### What you need to do
Select every line below containing the word "code".

### Material shown
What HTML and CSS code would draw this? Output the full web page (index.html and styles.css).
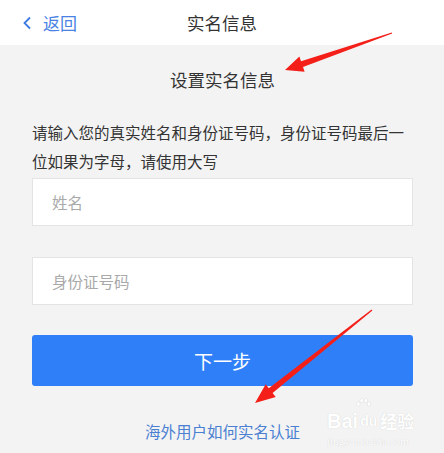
FILE: index.html
```html
<!DOCTYPE html>
<html lang="zh">
<head>
<meta charset="utf-8">
<title>实名信息</title>
<link rel="stylesheet" href="styles.css">
</head>
<body>
<div class="page">
  <header class="topbar">
    <a class="back">
      <svg class="chev" width="10" height="14" viewBox="0 0 10 14"><path d="M8 1.5 L2.5 7 L8 12.5" fill="none" stroke="#3b7be3" stroke-width="1.8"/></svg>
      <span>返回</span>
    </a>
    <div class="title">实名信息</div>
    <div></div>
  </header>
  <main class="content">
    <h1 class="heading">设置实名信息</h1>
    <p class="desc">请输入您的真实姓名和身份证号码，身份证号码最后一位如果为字母，请使用大写</p>
    <div class="field">姓名</div>
    <div class="field second">身份证号码</div>
    <div class="btn">下一步</div>
    <div class="link">海外用户如何实名认证</div>
  </main>
  <div class="watermark">
    <svg class="paw" width="26" height="18" viewBox="0 0 26 18">
      <g fill="#fff" stroke="#dcdcdc" stroke-width="0.8">
        <ellipse cx="6" cy="9" rx="2.6" ry="3.2"/>
        <ellipse cx="11" cy="4" rx="2.6" ry="3.2"/>
        <ellipse cx="17" cy="4" rx="2.6" ry="3.2"/>
        <ellipse cx="22" cy="9" rx="2.6" ry="3.2"/>
      </g>
    </svg>
    <div class="wm-top"><span class="bai">Bai</span><span class="du">du</span><span class="jy">经验</span></div>
    <div class="wm-url">jingyan.baidu.com</div>
  </div>
  <svg class="arrows" width="444" height="453" viewBox="0 0 444 453">
    <polygon fill="#f41f18" points="391.8,32.5 301,61.3 299.4,56.5 285,70 304.6,71.7 303,66.9 392.2,33.5"/>
    <polygon fill="#f41f18" points="371.6,309.5 268.8,388.2 265.7,384.3 255,403 275.7,396.9 272.6,393 372.4,310.5"/>
  </svg>
</div>
</body>
</html>
```

FILE: styles.css
```css
* { box-sizing: border-box; }
html, body { margin: 0; padding: 0; }
body {
  background: #f3f3f3;
  font-family: "Noto Sans CJK SC", "Noto Sans", sans-serif;
  color: #333;
}
.page {
  position: relative;
  width: 444px;
  height: 453px;
  overflow: hidden;
}
.topbar {
  height: 45px;
  background: #fff;
  display: grid;
  grid-template-columns: 1fr auto 1fr;
  align-items: center;
}
.back {
  display: flex;
  align-items: center;
  padding-left: 22px;
  color: #4a82e3;
  font-size: 17px;
}
.back span { margin-left: 11px; }
.title {
  font-size: 17.5px;
  color: #333;
}
.content {
  padding: 0 31px 0 32px;
  display: flex;
  flex-direction: column;
}
.heading {
  margin: 23px 0 0;
  font-size: 17.5px;
  font-weight: normal;
  line-height: 24px;
  text-align: center;
  color: #333;
}
.desc {
  margin: 26px 0 0;
  font-size: 15.5px;
  line-height: 29px;
  color: #333;
}
.field {
  margin-top: 2px;
  height: 48px;
  background: #fff;
  border: 1px solid #e4e4e4;
  display: flex;
  align-items: center;
  padding-left: 19px;
  font-size: 15.5px;
  color: #a9a9a9;
}
.field.second {
  margin-top: 31px;
  height: 48px;
}
.btn {
  margin-top: 30px;
  height: 51px;
  background: #2f80f8;
  border-radius: 3px;
  color: #fff;
  font-size: 19px;
  display: flex;
  align-items: center;
  justify-content: center;
}
.link {
  margin-top: 33px;
  text-align: center;
  font-size: 15.5px;
  line-height: 24px;
  color: #4a7fd2;
}
.arrows {
  position: absolute;
  left: 0;
  top: 0;
  pointer-events: none;
}
.watermark {
  position: absolute;
  left: 327px;
  top: 398px;
  color: #fff;
  text-shadow: 0 0 1px rgba(0,0,0,0.18);
  pointer-events: none;
  display: flex;
  flex-direction: column;
}
.paw {
  margin-left: 23px;
  height: 12px;
}
.wm-top {
  display: flex;
  align-items: flex-end;
  font-family: "Liberation Sans", sans-serif;
  font-weight: bold;
  font-size: 20px;
  line-height: 22px;
}
.du {
  font-size: 14px;
  margin-left: 2px;
}
.jy {
  font-family: "Noto Sans CJK SC", sans-serif;
  font-size: 17px;
  margin-left: 3px;
}
.wm-url {
  font-family: "Liberation Serif", serif;
  font-size: 11px;
  line-height: 14px;
  margin-top: 2px;
}
```
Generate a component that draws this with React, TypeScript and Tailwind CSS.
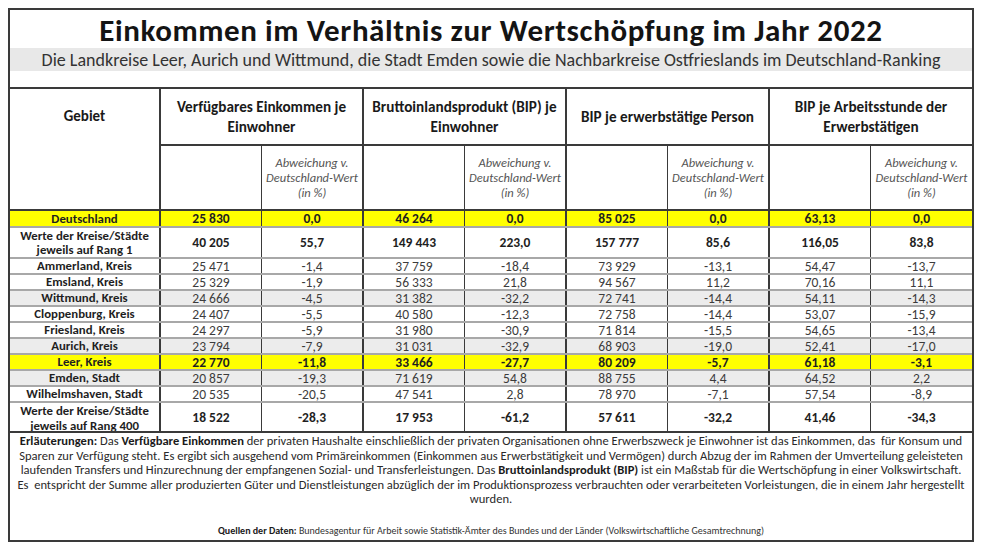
import React from "react";

type Row = {
  name: string[];
  vals: string[];
  kind: "yellow" | "bold" | "white" | "gray";
  h: string;
  clip?: boolean;
};

const rows: Row[] = [
  { name: ["Deutschland"], vals: ["25 830", "0,0", "46 264", "0,0", "85 025", "0,0", "63,13", "0,0"], kind: "yellow", h: "h-[17px]" },
  { name: ["Werte der Kreise/Städte", "jeweils auf Rang 1"], vals: ["40 205", "55,7", "149 443", "223,0", "157 777", "85,6", "116,05", "83,8"], kind: "bold", h: "h-[31px]" },
  { name: ["Ammerland, Kreis"], vals: ["25 471", "-1,4", "37 759", "-18,4", "73 929", "-13,1", "54,47", "-13,7"], kind: "white", h: "h-[16px]" },
  { name: ["Emsland, Kreis"], vals: ["25 329", "-1,9", "56 333", "21,8", "94 567", "11,2", "70,16", "11,1"], kind: "white", h: "h-[16px]" },
  { name: ["Wittmund, Kreis"], vals: ["24 666", "-4,5", "31 382", "-32,2", "72 741", "-14,4", "54,11", "-14,3"], kind: "gray", h: "h-[16px]" },
  { name: ["Cloppenburg, Kreis"], vals: ["24 407", "-5,5", "40 580", "-12,3", "72 758", "-14,4", "53,07", "-15,9"], kind: "white", h: "h-[16px]" },
  { name: ["Friesland, Kreis"], vals: ["24 297", "-5,9", "31 980", "-30,9", "71 814", "-15,5", "54,65", "-13,4"], kind: "white", h: "h-[16px]" },
  { name: ["Aurich, Kreis"], vals: ["23 794", "-7,9", "31 031", "-32,9", "68 903", "-19,0", "52,41", "-17,0"], kind: "gray", h: "h-[16px]" },
  { name: ["Leer, Kreis"], vals: ["22 770", "-11,8", "33 466", "-27,7", "80 209", "-5,7", "61,18", "-3,1"], kind: "yellow", h: "h-[16px]" },
  { name: ["Emden, Stadt"], vals: ["20 857", "-19,3", "71 619", "54,8", "88 755", "4,4", "64,52", "2,2"], kind: "gray", h: "h-[16px]" },
  { name: ["Wilhelmshaven, Stadt"], vals: ["20 535", "-20,5", "47 541", "2,8", "78 970", "-7,1", "57,54", "-8,9"], kind: "white", h: "h-[16px]" },
  { name: ["Werte der Kreise/Städte", "jeweils auf Rang 400"], vals: ["18 522", "-28,3", "17 953", "-61,2", "57 611", "-32,2", "41,46", "-34,3"], kind: "bold", h: "h-[30px]", clip: true },
];

const groupHeads = [
  ["Verfügbares Einkommen je", "Einwohner"],
  ["Bruttoinlandsprodukt (BIP) je", "Einwohner"],
  ["BIP je erwerbstätige Person"],
  ["BIP je Arbeitsstunde der", "Erwerbstätigen"],
];

export default function App() {
  return (
    <div
      className="w-[983px] h-[553px] bg-white pt-[8px] pl-[8px]"
      style={{ fontFamily: "Carlito, Lato, 'Open Sans', sans-serif" }}
    >
      <div className="w-[966px] h-[534px] border-2 border-[#3a3a3a] flex flex-col overflow-hidden">
        <div className="h-[38px] shrink-0 flex items-center justify-center text-[31px] tracking-[0.6px] font-bold text-[#141414] leading-none pt-[2px]">
          Einkommen im Verhältnis zur Wertschöpfung im Jahr 2022
        </div>
        <div className="h-[23px] shrink-0 bg-[#e8e8e8] flex items-center justify-center text-[18px] text-[#333] leading-none">
          Die Landkreise Leer, Aurich und Wittmund, die Stadt Emden sowie die Nachbarkreise Ostfrieslands im Deutschland-Ranking
        </div>
        <div className="h-[16px] shrink-0" />
        <table className="w-full table-fixed border-collapse shrink-0">
          <colgroup>
            <col className="w-[150px]" />
            <col />
            <col />
            <col />
            <col />
            <col />
            <col />
            <col />
            <col />
          </colgroup>
          <thead>
            <tr className="h-[57px]">
              <th
                rowSpan={2}
                className="border-t-2 border-b-2 border-r-2 border-[#3a3a3a] text-[15px] leading-[20px] font-bold text-[#1a1a1a] align-top pt-[17px]"
              >
                Gebiet
              </th>
              {groupHeads.map((g, i) => (
                <th
                  key={i}
                  colSpan={2}
                  className={
                    "border-t-2 border-b-2 border-[#3a3a3a] text-[15.2px] font-bold text-[#1a1a1a] leading-[20px] align-middle whitespace-nowrap " +
                    (i < 3 ? "border-r-2" : "")
                  }
                >
                  {g.map((l, j) => (
                    <div key={j}>{l}</div>
                  ))}
                </th>
              ))}
            </tr>
            <tr className="h-[65px]">
              {[0, 1, 2, 3].map((i) => (
                <React.Fragment key={i}>
                  <th className="border-r border-b-2 border-[#3a3a3a]" />
                  <th
                    className={
                      "border-b-2 border-[#3a3a3a] text-[12.5px] font-normal italic text-[#555] leading-[15px] align-middle " +
                      (i < 3 ? "border-r-2" : "")
                    }
                  >
                    <div>Abweichung v.</div>
                    <div>Deutschland-Wert</div>
                    <div>(in %)</div>
                  </th>
                </React.Fragment>
              ))}
            </tr>
          </thead>
          <tbody>
            {rows.map((r, ri) => {
              const bg =
                r.kind === "yellow" ? "bg-[#ffff00]" : r.kind === "gray" ? "bg-[#ececec]" : "bg-white";
              const isBoldVals = r.kind === "yellow" || r.kind === "bold";
              const last = ri === rows.length - 1;
              const bottom = last ? "border-b-2 border-b-[#3a3a3a]" : "border-b-2 border-b-[#a8a8a8]";
              return (
                <tr key={ri} className={bg + " " + r.h}>
                  <td
                    className={
                      "p-0 text-center text-[12.8px] font-bold text-[#1f1f1f] border-r-2 border-r-[#3a3a3a] whitespace-nowrap " +
                      (r.clip ? "align-top " : "leading-[14px] ") +
                      bottom
                    }
                  >
                    {r.clip ? (
                      <div className="h-[28px] overflow-hidden leading-[15px]">
                        {r.name.map((n, k) => (
                          <div key={k}>{n}</div>
                        ))}
                      </div>
                    ) : (
                      r.name.map((n, k) => <div key={k}>{n}</div>)
                    )}
                  </td>
                  {r.vals.map((v, vi) => (
                    <td
                      key={vi}
                      className={
                        "p-0 text-center text-[13.5px] leading-[13px] " +
                        (isBoldVals ? "font-bold text-[#1f1f1f] " : "text-[#3c3c3c] ") +
                        (vi === 7 ? "" : vi % 2 === 1 ? "border-r-2 border-r-[#3a3a3a] " : "border-r border-r-[#3a3a3a] ") +
                        bottom
                      }
                    >
                      {v}
                    </td>
                  ))}
                </tr>
              );
            })}
          </tbody>
        </table>
        <div className="flex-1 flex flex-col items-center pt-[1px] text-[12.55px] leading-[14.5px] text-[#2a2a2a]">
          <div className="whitespace-nowrap">
            <b className="text-[#1a1a1a]">Erläuterungen:</b> Das <b className="text-[#1a1a1a]">Verfügbare Einkommen</b> der privaten Haushalte einschließlich der privaten Organisationen ohne Erwerbszweck je Einwohner ist das Einkommen, das&nbsp; für Konsum und
          </div>
          <div className="whitespace-nowrap">
            Sparen zur Verfügung steht. Es ergibt sich ausgehend vom Primäreinkommen (Einkommen aus Erwerbstätigkeit und Vermögen) durch Abzug der im Rahmen der Umverteilung geleisteten
          </div>
          <div className="whitespace-nowrap">
            laufenden Transfers und Hinzurechnung der empfangenen Sozial- und Transferleistungen. Das <b className="text-[#1a1a1a]">Bruttoinlandsprodukt (BIP)</b> ist ein Maßstab für die Wertschöpfung in einer Volkswirtschaft.
          </div>
          <div className="whitespace-nowrap">
            Es&nbsp; entspricht der Summe aller produzierten Güter und Dienstleistungen abzüglich der im Produktionsprozess verbrauchten oder verarbeiteten Vorleistungen, die in einem Jahr hergestellt
          </div>
          <div className="whitespace-nowrap">wurden.</div>
          <div className="mt-[18px] text-[10px] leading-[12px] text-[#333] whitespace-nowrap">
            <b className="text-[#1a1a1a]">Quellen der Daten:</b> Bundesagentur für Arbeit sowie Statistik-Ämter des Bundes und der Länder (Volkswirtschaftliche Gesamtrechnung)
          </div>
        </div>
      </div>
    </div>
  );
}
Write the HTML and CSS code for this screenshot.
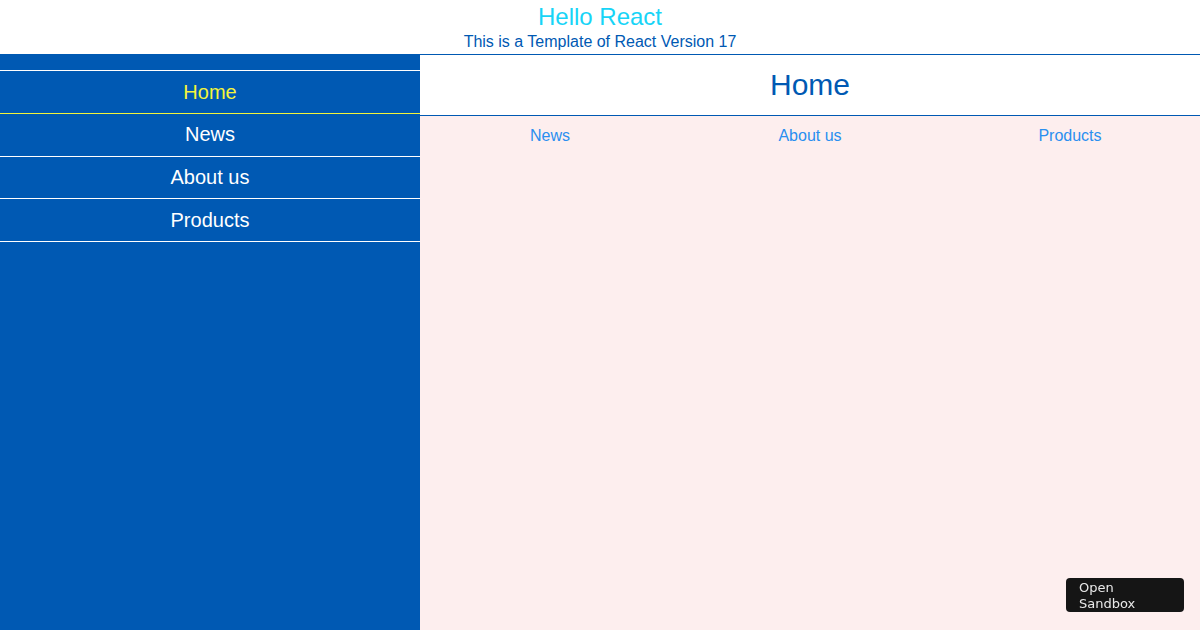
FILE: index.html
```html
<!DOCTYPE html>
<html>
<head>
<meta charset="utf-8">
<link rel="stylesheet" href="styles.css">
</head>
<body>
<header class="header">
  <h1 class="title">Hello React</h1>
  <p class="subtitle">This is a Template of React Version 17</p>
</header>
<div class="layout">
  <nav class="sidebar">
    <ul class="menu">
      <li class="menu-item active">Home</li>
      <li class="menu-item">News</li>
      <li class="menu-item">About us</li>
      <li class="menu-item">Products</li>
    </ul>
  </nav>
  <main class="main">
    <h2 class="page-title">Home</h2>
    <div class="links">
      <a class="link">News</a>
      <a class="link">About us</a>
      <a class="link">Products</a>
    </div>
  </main>
</div>
<div class="sandbox-btn"><span class="sb-line">Open</span><span class="sb-line">Sandbox</span></div>
</body>
</html>
```
FILE: styles.css
```css
html, body {
  margin: 0;
  padding: 0;
  height: 100%;
}
body {
  font-family: "Liberation Sans", Arial, sans-serif;
  background: #ffffff;
  display: flex;
  flex-direction: column;
}
.header {
  text-align: center;
  padding: 3px 0 2px;
  border-bottom: 1px solid #0059b3;
}
.title {
  margin: 0;
  font-size: 24px;
  line-height: 27px;
  font-weight: normal;
  color: #17d4f7;
}
.subtitle {
  margin: 2px 0 0;
  font-size: 16px;
  line-height: 20px;
  color: #0059b3;
}
.layout {
  flex: 1;
  display: flex;
}
.sidebar {
  width: 420px;
  background: #0059b3;
  padding-top: 15px;
}
.menu {
  list-style: none;
  margin: 0;
  padding: 0;
  border-top: 1px solid #ffffff;
}
.menu-item {
  height: 41.25px;
  padding-top: 0.5px;
  line-height: 41.25px;
  font-size: 20px;
  color: #ffffff;
  text-align: center;
  border-bottom: 1px solid #ffffff;
}
.menu-item.active {
  color: #f4f43a;
  border-bottom-color: #f4f43a;
}
.main {
  flex: 1;
  display: flex;
  flex-direction: column;
  background: #fdeeee;
}
.page-title {
  margin: 0;
  height: 60px;
  line-height: 60px;
  font-size: 30px;
  font-weight: normal;
  color: #0059b3;
  text-align: center;
  background: #ffffff;
  border-bottom: 1px solid #0059b3;
}
.links {
  display: grid;
  grid-template-columns: 1fr 1fr 1fr;
  padding-top: 11px;
}
.link {
  text-align: center;
  font-size: 16px;
  line-height: 18px;
  color: #2a8ff0;
}
.sandbox-btn {
  position: fixed;
  right: 16px;
  bottom: 18px;
  width: 118px;
  height: 34px;
  box-sizing: border-box;
  padding: 2px 13px 0;
  background: #151515;
  border-radius: 4px;
  font-family: "DejaVu Sans", Verdana, sans-serif;
  font-size: 13px;
  line-height: 16px;
  color: #e8e8e8;
}
.sb-line {
  display: block;
}
```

### Result
What HTML and CSS code would draw this? Output the full web page (index.html and styles.css).
Write the HTML and CSS code for this screenshot.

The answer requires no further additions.